Total nonsense from beginning to end. An unfathomable plot (try reading it here. Someone has spent a great deal of time trying to write it down totally straight and it still makes no sense whatsoever), involving Faberge eggs, two villains, jewellery smuggling and a mad Russian general. A friend alerted me to an excellently vitriolic dismantling of the plot's many faults by the equally Bond obsessed Will Smith (which you should be able to find here). What else is there? Steven Berkoff! An all-woman circus! Roger Moore disguised as a clown! Indian tennis player V J Amritag fighting people off with a tennis racket! A bomb in a circus canon! A fight on the roof of a train! I’m making it sound good. Almost legendary in its lack of logic, continuity, sense, rhyme or reason, Octopussy is equal parts entertainingly dreadful and almost too boring to watch.
View to A Kill.
Not just the worst James Bond movie ever, but possibly one of the worst movies full stop. Roger Moore - looking increasingly like an elderly lady you might see pottering about the nursery slopes of St Moritz with his leathery tan, wispy rinsed hair and funny big glasses - waddles through a piss weak script that makes no sense whatsoever. It’s a strange post-modern assemblage held together only through the utterly formulaic assumptions of what happens in a Bond movie. Overall, it has the feel of a particularly low budget TV detective show, an impression encouraged by the presence of The Avenger’s Patrick McNee who forms an unfunny double act with Roger Moore. Christopher Walken does his Christopher Walker thing only worse than normal. Duran Duran sing the song and Simon Le Bon wears a beret in the video. Any glamour the Bond series might have had has leaked out into a puddle forming at the base of Roger’s patent leather shoes.
Some of it seems to be about horses. There is an interminable scene set with Bond creeping about a stable. Then it’s somehow about Nazi’s and then it’s about silicone valley. It’s hopeless. It has a hot air balloon in it. At one point Bond is bound in a car and pushed into a pond. Yes, a pond. What happened to the laser beams, the anti gravity machines, the piranha fish? Now its death by water boatmen? It ends up in the San Andreas Fault for reasons too rubbish to go into. Bond also gets to sleep with Grace Jones which, due to heir age differential, is probably one of the queasiest couplings ever seen on screen.
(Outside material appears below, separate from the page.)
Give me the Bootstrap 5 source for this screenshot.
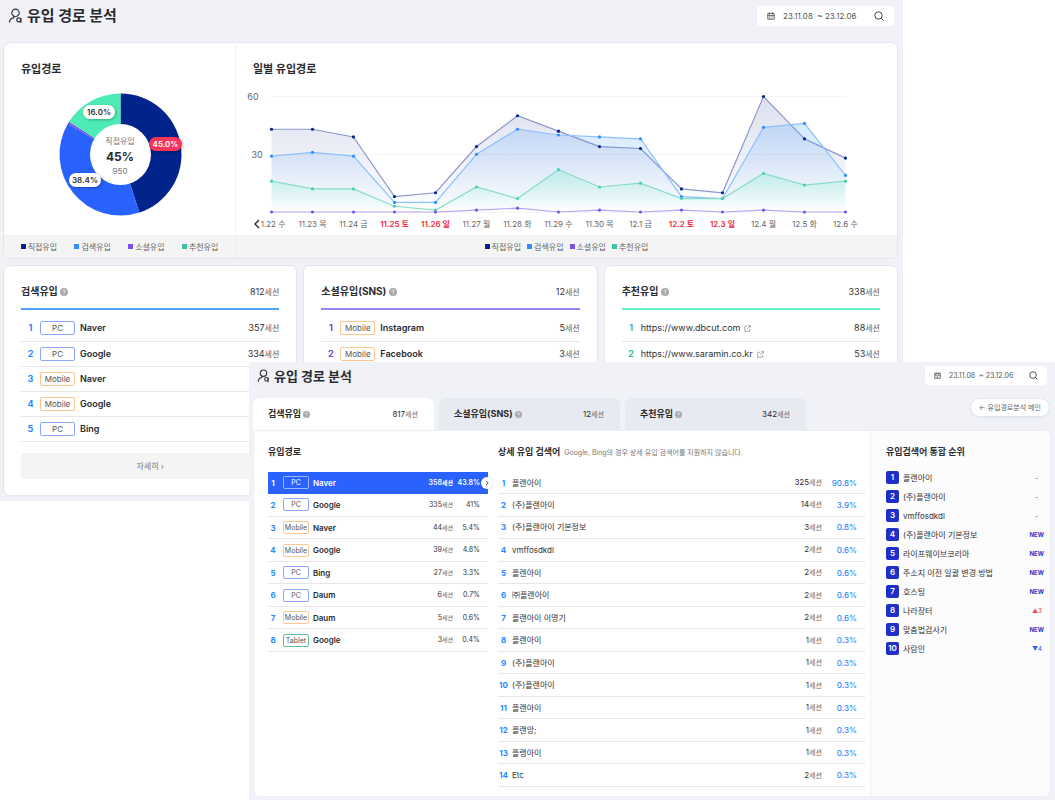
<!DOCTYPE html>
<html lang="ko">
<head>
<meta charset="utf-8">
<meta name="viewport" content="width=device-width, initial-scale=1">
<title>유입 경로 분석</title>
<link rel="stylesheet" href="https://cdn.jsdelivr.net/npm/bootstrap@5.3.0/dist/css/bootstrap.min.css">
<style>
:root{--bg:#f0f2f8;--line:#e3e5ee;--blue:#1f88ff;--violet:#7345e6;--mint:#35bd9d;--navy:#00238c}
body{font-family:"Inter","Noto Sans CJK KR",sans-serif;background:#fff;color:#333;font-size:9px;line-height:12px}
.stage{min-height:800px}
.win-main{width:calc(100% - 152px);background:var(--bg);padding:0 5px 5px 3px}
.win-detail{position:absolute;left:249px;right:0;top:362px;background:var(--bg);padding:0 4px 5px 4px}
.page-title{font-size:15px;line-height:20px;font-weight:700;color:#2b2b2e}
.win-detail .page-title{font-size:13px}
.bar-main{height:42px;padding:6px 4px 0 5px}
.bar-detail{height:36px;padding:4px 4px 0 4px}
.datebox{background:#fff;border-radius:4px;height:20px;padding:0 10px;font-size:8px;color:#555}
.bar-main .datebox{width:137px}
.bar-detail .datebox{width:122px;height:19px;font-size:7px;padding:0 9px}
.iconbtn{border:0;background:none;padding:0;line-height:0;display:flex}
.panel{background:#fff;border:1px solid var(--line);border-radius:7px;overflow:hidden}
.h-sec{font-size:11px;line-height:16px;font-weight:700;color:#2b2b2e;margin:0}
.share{width:232px;border-right:1px solid #eef0f5}
.share .h-sec,.daily .h-sec{padding:18px 17px 8px}
.legendbar{background:#f4f4f5;height:23px;font-size:8px;color:#666}
.daily .legendbar{gap:6px}
.legendbar span::before{content:"";display:inline-block;width:5px;height:5px;margin-right:2px;background:var(--c);vertical-align:1px}
.k-direct{--c:#00238c}.k-search{--c:#2f8fff}.k-social{--c:#7a52e8}.k-refer{--c:#3fc3a4}
.sums{gap:6px;padding-top:6px}
.summary{padding:16px 17px;height:231px;min-width:0}
.sum-head{height:28px;border-bottom:2px solid var(--tone);margin-bottom:6px;padding-bottom:9px}
.sum-head h2{font-size:10px;line-height:18px;font-weight:700;margin:0;color:#2b2b2e}
.sum-head .cnt{padding-top:3px}
.t-blue{--tone:#4fa3ff;--rank:var(--blue)}.t-violet{--tone:#9a80f2;--rank:var(--violet)}.t-mint{--tone:#62f0c6;--rank:var(--mint)}
.cnt{font-size:9px}.cnt small{font-size:8px;color:#666}
.datalist{margin:0;color:#333;--bs-table-bg:transparent;--bs-table-color:#333;table-layout:fixed}
.table.datalist>:not(caption)>*>*{padding:0;border-bottom:1px solid #e6e6e9;vertical-align:middle}
.datalist tr>:last-child,.datalist .c-cnt{text-align:right}
.sum-list tr{height:25px}
.sum-list{font-size:9px}
.table.datalist .rank{font-weight:700;color:var(--rank);text-align:center}
.sum-list .rank{width:19px}.sum-list .c-tag{width:40px}.sum-list .c-cnt{width:46px}
.who{font-weight:600;color:#2b2b2e}
.chip{display:block;width:35px;height:14px;line-height:12px;font-size:8px;text-align:center;border:1px solid #8ca6ff;border-radius:2px;color:#555;font-weight:400}
.chip.mob{border-color:#ffc68f}.chip.tab{border-color:#62bd97}
.more{width:100%;height:26px;background:#f4f4f5;border:0;border-radius:3px;font-size:8px;color:#777;margin-top:11px}
a.ext{color:#333;text-decoration:none}
.tabs{gap:5px}
.tabs .nav-link{width:181px;height:32px;padding:0 16px 0 15px;border:0;border-radius:7px 7px 0 0;background:#e8eaf2;color:#2b2b2e;font-size:9px;font-weight:700;display:flex;align-items:center}
.tabs .nav-link.active{background:#fff}
.tabs .cnt{font-weight:400;font-size:8px}.tabs .cnt small{font-size:7px}
.backbtn{height:19px;border:1px solid var(--line);border-radius:10px;background:#fff;font-size:7px;color:#666;padding:0 8px;margin-right:1px;box-shadow:0 1px 2px #0000000d;white-space:nowrap}
.detail{background:#fff;border-radius:0 7px 7px 7px;border:1px solid #eceef4;overflow:hidden}
.detail h2{font-size:9px;line-height:14px;font-weight:700;color:#2b2b2e;margin:0;white-space:nowrap}
.detail .hd{height:41px;padding-top:14px}
.pane-top .hd{height:37px}
.pane-src{width:234px;padding-left:14px}
.pane-kw{padding:0 5px 9px 10px;min-width:0}
.pane-top{width:180px;background:#fcfcfd;border-left:1px solid #f0f1f5;padding:0 6px 0 15px}
.src,.kw{font-size:8px;--rank:var(--blue)}
.src{height:180px}.kw{height:315px}
.src small,.kw small{font-size:6px;color:#666}
.src .rank{width:15px;padding-right:5px!important}.src .c-tag{width:30px}.src .c-cnt{width:44px;font-size:7px}
.src .c-pct{width:35px;font-size:7px;padding-right:8px!important;position:relative}
.src .chip{width:26px;height:13px;line-height:11px;font-size:7px;position:static}
.table.src .sel>*{background:#2962ff;color:#fff!important;border-bottom-color:#2962ff!important}
.src .sel small,.src .sel .chip{color:#fff}.src .sel .c-cnt,.src .sel .c-pct{font-weight:600}
.src .sel .chip{border-color:#9db7ff}
.go{position:absolute;right:-5px;top:5px;width:12px;height:12px;border:0;border-radius:50%;background:#fff;padding:3px;line-height:0;box-shadow:0 0 2px #0003}
.kw small{font-size:7px}
.kw .rank{width:14px;padding-right:3px!important}.kw .c-cnt{width:60px}
.table.kw .c-pct{width:43px;padding-right:8px!important;color:var(--blue);font-weight:500}
.note{font-size:7px;line-height:16px;color:#777}
.toplist{font-size:8px;margin:0;padding:0;list-style:none}
.toplist li{height:19px;display:flex;align-items:center;gap:4px;color:#333}
.toplist b{width:13px;height:13px;line-height:13px;border-radius:2px;background:#1f2fc8;color:#fff;text-align:center;font-weight:600}
.toplist i{margin-left:auto;font-style:normal;font-size:6px;font-weight:700;color:#2b35c9}
.toplist .flat{padding-right:6px;color:#777}.toplist .up{color:#f5455c;font-weight:500;padding-right:2px}.toplist .down{color:#2962ff;font-weight:500;padding-right:2px}
.trend text{font-size:8px;fill:#666;text-anchor:middle}
.trend .axis{font-size:9px}
.trend .off{fill:#f0283c;font-weight:600}
</style>
</head>
<body>
<svg class="d-none" aria-hidden="true">
  <symbol id="i-user" viewBox="0 0 14 16"><g fill="none" stroke="#333" stroke-width="1.2"><circle cx="7" cy="4.800" r="3.700"/><path d="M1 14.500C1 12 2.500 10.200 5.200 9.800L5.200 8"/><circle cx="10.300" cy="11.800" r="2"/><path d="M12.300 10v5"/></g></symbol>
  <symbol id="i-cal" viewBox="0 0 10 10"><path fill="none" stroke="#444" d="M1 2h8v7H1zM3 .3V3M7 .3V3M1 4.500h8"/><path fill="#555" d="M2.500 5.500h1v1h-1zM4.500 5.500h1v1h-1zM6.500 5.500h1v1h-1zM2.500 7.200h1v1h-1zM4.500 7.200h1v1h-1z"/></symbol>
  <symbol id="i-find" viewBox="0 0 10 10"><g fill="none" stroke="#444"><circle cx="4.500" cy="4.500" r="3.700"/><path d="m7.200 7.200 2.400 2.400"/></g></symbol>
  <symbol id="i-help" viewBox="0 0 10 10"><circle cx="5" cy="5" r="5" fill="#a9a9ad"/><path d="M3.500 4c0-2 3-2 3-.2C6.500 5 5 4.900 5 6.200M5 7v1" fill="none" stroke="#fff"/></symbol>
  <symbol id="i-ext" viewBox="0 0 8 8"><path fill="none" stroke="#888" stroke-width=".8" d="M3.500 1.500H.8v5.700h5.700V4.500M4.800.6h2.600v2.600M7.300.7 3.500 4.500"/></symbol>
  <symbol id="i-next" viewBox="0 0 6 6"><path fill="none" stroke="#444" d="m2 .8 2.200 2.200L2 5.200"/></symbol>
</svg>

<main class="stage position-relative">
  <section class="win-main">
    <header class="bar-main d-flex justify-content-between">
      <h1 class="page-title d-flex align-items-center gap-1 mb-0 align-self-start"><svg width="15" height="16"><use href="#i-user"/></svg>유입 경로 분석</h1>
      <div class="datebox d-flex align-items-center">
        <svg width="8" height="8" class="me-2"><use href="#i-cal"/></svg><span>23.11.08 &nbsp;~ 23.12.06</span>
        <button class="iconbtn ms-auto" aria-label="검색"><svg width="10" height="10"><use href="#i-find"/></svg></button>
      </div>
    </header>

    <div class="panel d-flex">
      <div class="share flex-shrink-0 d-flex flex-column">
        <h2 class="h-sec">유입경로</h2>
        <svg class="d-block mx-auto" width="150" height="150" viewBox="45 85 150 150" id="donut">
          <defs><filter id="sh" x="-30%" y="-50%" width="160%" height="220%"><feDropShadow dx="1" dy="1" stdDeviation="1.500" flood-opacity=".3"/></filter></defs>
          <g id="slices"></g>
          <circle cx="120.500" cy="154.500" r="30.500" fill="#fff"/>
          <g text-anchor="middle">
            <text x="120" y="144" font-size="8" fill="#777">직접유입</text>
            <text x="120" y="161" font-size="12" font-weight="700" fill="#2b2b2e">45%</text>
            <text x="120" y="174" font-size="8" fill="#777">950</text>
            <g filter="url(#sh)"><rect x="83" y="105" width="32" height="14" rx="7" fill="#fff"/><rect x="149" y="137" width="33" height="14" rx="7" fill="#f5365c"/><rect x="69" y="173" width="32" height="14" rx="7" fill="#fff"/></g>
            <g font-size="8" font-weight="600" fill="#333"><text x="99" y="115">16.0%</text><text x="165.500" y="147" fill="#fff">45.0%</text><text x="85" y="183">38.4%</text></g>
          </g>
        </svg>
        <div class="legendbar d-flex align-items-center justify-content-around px-2">
          <span class="k-direct">직접유입</span><span class="k-search">검색유입</span><span class="k-social">소셜유입</span><span class="k-refer">추천유입</span>
        </div>
      </div>
      <div class="daily flex-grow-1 d-flex flex-column">
        <h2 class="h-sec">일별 유입경로</h2>
        <svg class="trend d-block w-100" viewBox="236 85 661 150" id="trend">
          <defs>
            <linearGradient id="g0" x2="0" y2="1"><stop stop-color="#00238c" stop-opacity=".14"/><stop offset="1" stop-color="#00238c" stop-opacity="0"/></linearGradient>
            <linearGradient id="g1" x2="0" y2="1"><stop stop-color="#2f8fff" stop-opacity=".2"/><stop offset="1" stop-color="#2f8fff" stop-opacity="0"/></linearGradient>
            <linearGradient id="g2" x2="0" y2="1"><stop stop-color="#4eebb5" stop-opacity=".24"/><stop offset="1" stop-color="#4eebb5" stop-opacity="0"/></linearGradient>
          </defs>
        </svg>
        <div class="legendbar d-flex align-items-center justify-content-center">
          <span class="k-direct">직접유입</span><span class="k-search">검색유입</span><span class="k-social">소셜유입</span><span class="k-refer">추천유입</span>
        </div>
      </div>
    </div>

    <div class="sums d-flex">
      <section class="panel summary t-blue flex-fill w-100">
        <div class="sum-head d-flex justify-content-between align-items-center"><h2>검색유입 <svg width="8" height="8"><use href="#i-help"/></svg></h2><span class="cnt">812<small>세션</small></span></div>
        <table class="table datalist sum-list">
          <tr><td class="rank">1</td><td class="c-tag"><span class="chip">PC</span></td><td class="who">Naver</td><td class="c-cnt cnt">357<small>세션</small></td></tr>
          <tr><td class="rank">2</td><td class="c-tag"><span class="chip">PC</span></td><td class="who">Google</td><td class="c-cnt cnt">334<small>세션</small></td></tr>
          <tr><td class="rank">3</td><td class="c-tag"><span class="chip mob">Mobile</span></td><td class="who">Naver</td><td></td></tr>
          <tr><td class="rank">4</td><td class="c-tag"><span class="chip mob">Mobile</span></td><td class="who">Google</td><td></td></tr>
          <tr><td class="rank">5</td><td class="c-tag"><span class="chip">PC</span></td><td class="who">Bing</td><td></td></tr>
        </table>
        <button class="more">자세히 ›</button>
      </section>
      <section class="panel summary t-violet flex-fill w-100">
        <div class="sum-head d-flex justify-content-between align-items-center"><h2>소셜유입(SNS) <svg width="8" height="8"><use href="#i-help"/></svg></h2><span class="cnt">12<small>세션</small></span></div>
        <table class="table datalist sum-list">
          <tr><td class="rank">1</td><td class="c-tag"><span class="chip mob">Mobile</span></td><td class="who">Instagram</td><td class="c-cnt cnt">5<small>세션</small></td></tr>
          <tr><td class="rank">2</td><td class="c-tag"><span class="chip mob">Mobile</span></td><td class="who">Facebook</td><td class="c-cnt cnt">3<small>세션</small></td></tr>
        </table>
      </section>
      <section class="panel summary t-mint flex-fill w-100">
        <div class="sum-head d-flex justify-content-between align-items-center"><h2>추천유입 <svg width="8" height="8"><use href="#i-help"/></svg></h2><span class="cnt">338<small>세션</small></span></div>
        <table class="table datalist sum-list">
          <tr><td class="rank">1</td><td><a class="ext" href="#">https://www.dbcut.com<svg class="ms-1" width="7" height="7"><use href="#i-ext"/></svg></a></td><td class="c-cnt cnt">88<small>세션</small></td></tr>
          <tr><td class="rank">2</td><td><a class="ext" href="#">https://www.saramin.co.kr<svg class="ms-1" width="7" height="7"><use href="#i-ext"/></svg></a></td><td class="c-cnt cnt">53<small>세션</small></td></tr>
        </table>
      </section>
    </div>
  </section>

  <section class="win-detail">
    <header class="bar-detail d-flex justify-content-between">
      <h1 class="page-title d-flex align-items-center gap-1 mb-0 align-self-start"><svg width="13" height="14"><use href="#i-user"/></svg>유입 경로 분석</h1>
      <div class="datebox d-flex align-items-center">
        <svg width="7" height="7" class="me-2"><use href="#i-cal"/></svg><span>23.11.08 &nbsp;~ 23.12.06</span>
        <button class="iconbtn ms-auto" aria-label="검색"><svg width="9" height="9"><use href="#i-find"/></svg></button>
      </div>
    </header>
    <div class="d-flex justify-content-between">
      <nav class="tabs d-flex">
        <button class="nav-link active">검색유입&nbsp;<svg width="7" height="7"><use href="#i-help"/></svg><span class="cnt ms-auto">817<small>세션</small></span></button>
        <button class="nav-link">소셜유입(SNS)&nbsp;<svg width="7" height="7"><use href="#i-help"/></svg><span class="cnt ms-auto">12<small>세션</small></span></button>
        <button class="nav-link">추천유입&nbsp;<svg width="7" height="7"><use href="#i-help"/></svg><span class="cnt ms-auto">342<small>세션</small></span></button>
      </nav>
      <button class="backbtn">← 유입경로분석 메인</button>
    </div>
    <div class="detail d-flex">
      <section class="pane-src flex-shrink-0">
        <div class="hd"><h2>유입경로</h2></div>
        <table class="table datalist src">
          <tr class="sel"><td class="rank">1</td><td class="c-tag"><span class="chip">PC</span></td><td class="who">Naver</td><td class="c-cnt">358<small>세션</small></td><td class="c-pct">43.8%<button class="go" aria-label="상세 보기"><svg width="6" height="6"><use href="#i-next"/></svg></button></td></tr>
          <tr><td class="rank">2</td><td><span class="chip">PC</span></td><td class="who">Google</td><td class="c-cnt">335<small>세션</small></td><td class="c-pct">41%</td></tr>
          <tr><td class="rank">3</td><td><span class="chip mob">Mobile</span></td><td class="who">Naver</td><td class="c-cnt">44<small>세션</small></td><td class="c-pct">5.4%</td></tr>
          <tr><td class="rank">4</td><td><span class="chip mob">Mobile</span></td><td class="who">Google</td><td class="c-cnt">39<small>세션</small></td><td class="c-pct">4.8%</td></tr>
          <tr><td class="rank">5</td><td><span class="chip">PC</span></td><td class="who">Bing</td><td class="c-cnt">27<small>세션</small></td><td class="c-pct">3.3%</td></tr>
          <tr><td class="rank">6</td><td><span class="chip">PC</span></td><td class="who">Daum</td><td class="c-cnt">6<small>세션</small></td><td class="c-pct">0.7%</td></tr>
          <tr><td class="rank">7</td><td><span class="chip mob">Mobile</span></td><td class="who">Daum</td><td class="c-cnt">5<small>세션</small></td><td class="c-pct">0.6%</td></tr>
          <tr><td class="rank">8</td><td><span class="chip tab">Tablet</span></td><td class="who">Google</td><td class="c-cnt">3<small>세션</small></td><td class="c-pct">0.4%</td></tr>
        </table>
      </section>
      <section class="pane-kw flex-grow-1">
        <div class="hd d-flex gap-1"><h2>상세 유입 검색어</h2><span class="note">Google, Bing의 경우 상세 유입 검색어를 지원하지 않습니다.</span></div>
        <table class="table datalist kw">
          <tr><td class="rank">1</td><td>플랜아이</td><td class="c-cnt">325<small>세션</small></td><td class="c-pct">90.8%</td></tr>
          <tr><td class="rank">2</td><td>(주)플랜아이</td><td class="c-cnt">14<small>세션</small></td><td class="c-pct">3.9%</td></tr>
          <tr><td class="rank">3</td><td>(주)플랜아이 기본정보</td><td class="c-cnt">3<small>세션</small></td><td class="c-pct">0.8%</td></tr>
          <tr><td class="rank">4</td><td>vmffosdkdl</td><td class="c-cnt">2<small>세션</small></td><td class="c-pct">0.6%</td></tr>
          <tr><td class="rank">5</td><td>플렌아이</td><td class="c-cnt">2<small>세션</small></td><td class="c-pct">0.6%</td></tr>
          <tr><td class="rank">6</td><td>㈜플랜아이</td><td class="c-cnt">2<small>세션</small></td><td class="c-pct">0.6%</td></tr>
          <tr><td class="rank">7</td><td>플랜아이 이명기</td><td class="c-cnt">2<small>세션</small></td><td class="c-pct">0.6%</td></tr>
          <tr><td class="rank">8</td><td>플랜아이</td><td class="c-cnt">1<small>세션</small></td><td class="c-pct">0.3%</td></tr>
          <tr><td class="rank">9</td><td>(주)플랜아이</td><td class="c-cnt">1<small>세션</small></td><td class="c-pct">0.3%</td></tr>
          <tr><td class="rank">10</td><td>(주)플랜아이</td><td class="c-cnt">1<small>세션</small></td><td class="c-pct">0.3%</td></tr>
          <tr><td class="rank">11</td><td>플랜아이</td><td class="c-cnt">1<small>세션</small></td><td class="c-pct">0.3%</td></tr>
          <tr><td class="rank">12</td><td>플랜앙;</td><td class="c-cnt">1<small>세션</small></td><td class="c-pct">0.3%</td></tr>
          <tr><td class="rank">13</td><td>플랭아이</td><td class="c-cnt">1<small>세션</small></td><td class="c-pct">0.3%</td></tr>
          <tr><td class="rank">14</td><td>Etc</td><td class="c-cnt">2<small>세션</small></td><td class="c-pct">0.3%</td></tr>
        </table>
      </section>
      <section class="pane-top flex-shrink-0">
        <div class="hd"><h2>유입검색어 통합 순위</h2></div>
        <ol class="toplist">
          <li><b>1</b>플랜아이<i class="flat">-</i></li>
          <li><b>2</b>(주)플랜아이<i class="flat">-</i></li>
          <li><b>3</b>vmffosdkdl<i class="flat">-</i></li>
          <li><b>4</b>(주)플랜아이 기본정보<i>NEW</i></li>
          <li><b>5</b>라이프웨이브코리아<i>NEW</i></li>
          <li><b>6</b>주소지 이전 일괄 변경 방법<i>NEW</i></li>
          <li><b>7</b>호스팅<i>NEW</i></li>
          <li><b>8</b>나라장터<i class="up">▲3</i></li>
          <li><b>9</b>맞춤법검사기<i>NEW</i></li>
          <li><b>10</b>사람인<i class="down">▼4</i></li>
        </ol>
      </section>
    </div>
  </section>
</main>

<script src="https://cdn.jsdelivr.net/npm/bootstrap@5.3.0/dist/js/bootstrap.bundle.min.js"></script>
<script>
// Share donut
const slices = [[45,'#00238c'],[38.4,'#2962ff'],[.6,'#7a52e8'],[16,'#4eebb5']];
let at = 0, arcs = '';
const pt = p => { const a = p / 100 * 2 * Math.PI; return (120.5 + 61 * Math.sin(a)) + ' ' + (154.5 - 61 * Math.cos(a)); };
slices.forEach(([v, c]) => { arcs += `<path fill="${c}" d="M120.5 154.5L${pt(at)}A61 61 0 0 1 ${pt(at + v)}Z"/>`; at += v; });
document.getElementById('slices').innerHTML = arcs;

// Daily trend
const days = ['11.22 수','11.23 목','11.24 금','11.25 토','11.26 일','11.27 월','11.28 화','11.29 수','11.30 목','12.1 금','12.2 토','12.3 일','12.4 월','12.5 화','12.6 수'];
const series = [
  {c:'#00238c', l:'#8d97cb', f:'url(#g0)', v:[43,43,39,8,10,34,50,42,34,33,12,10,60,38,28]},
  {c:'#2f8fff', l:'#8cc1ff', f:'url(#g1)', v:[29,31,29,5,5,30,43,40,39,38,8,7,44,46,19]},
  {c:'#4bd3ac', l:'#8adcc8', f:'url(#g2)', v:[16,12,12,3,1,13,7,22,13,15,7,7,20,14,16]},
  {c:'#7a52e8', l:'#b8a3f2', f:'none', v:[0,0,0,0,0,1,2,0,1,0,1,0,1,0,0]}
];
const X = i => 271.5 + i * 41, Y = v => 212 - v * 1.925;
let s = '<path stroke="#f5f5f7" d="M271 96.500H846M271 154.500H846M271 212.500H846"/><text class="axis" x="253" y="100">60</text><text class="axis" x="257" y="158">30</text>';
series.forEach(o => {
  const line = o.v.map((v, i) => X(i) + ' ' + Y(v)).join('L');
  s += `<path fill="${o.f}" d="M${line}V212H271.5Z"/><path fill="none" stroke="${o.l}" stroke-width="1.2" d="M${line}"/>`;
});
series.forEach(o => o.v.forEach((v, i) => s += `<circle cx="${X(i)}" cy="${Y(v)}" r="1.6" fill="${o.c}"/>`));
days.forEach((d, i) => s += `<text x="${X(i)}" y="227" class="${/[토일]$/.test(d) ? 'off' : ''}">${d}</text>`);
s += '<path fill="#fff" d="M250 217h11v14h-11z"/><path fill="none" stroke="#333" stroke-width="1.500" d="m259 220-4 4 4 4"/>';
document.getElementById('trend').innerHTML += s;
</script>
</body>
</html>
He also fails to catch any villains or cotton on to anything that is going on. His by now ubiquitous detective technique is to get invited to the villains lair under some utterly fatuous cover, provoke the villain in some threadbare macho contest (shooting, poker, starting a bar b q), sleep with the villains mistress (usually with the villains tacit approval – all villains are perverts who like seeing their girlfriends get it on with sixty year olds), get caught and bound up and tortured and then escape in order to come back and blow the entire place up. Not great.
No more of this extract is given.